Sometimes, things really are so black and white there's no conversation to be had. ('Is VASpider/Rex/Jeurg', for instance, at least to me. <cough>)
This can be a pretty complex issue in my experience. One of the biggest reasons I've personally seen that an investigative or preventative conversation might just not happen, or not happen in a timely manner, is that the person who needs to be talked to will inevitably emotionally exhaust you in the course of the conversation. Sometimes deliberately, sometimes not, and people just aren't very understanding of it when you try to draw boundaries with these people because it's easy to portray it as just clubbing whoever you're trying to handle.
You deal with that enough times and you stop wanting to try to engage people like this if you can avoid it.

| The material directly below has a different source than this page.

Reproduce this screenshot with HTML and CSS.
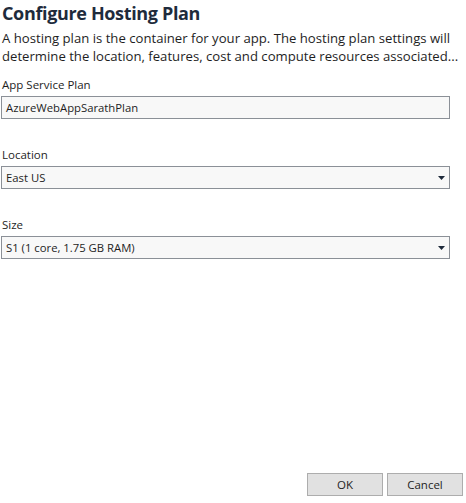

You just kind of do it anyway, and make sure there's at least a second person on staff to handle it if it's either on a day that you can't, or it involves you, so you shouldn't. It's just an inevitable part of staffing anything, from a shop to a mush to whatever.
This, exactly, is why I tapped @Coin to be my second if I ever run a thing. Because I know he can communicate with me effectively, and has zero qualms telling me to simmer down when I'm being ridiculous.
He could double as 'a person with testicles' in a pinch, too, but really, the other friend is looking forward to that job if/when I decide to pick up the project again.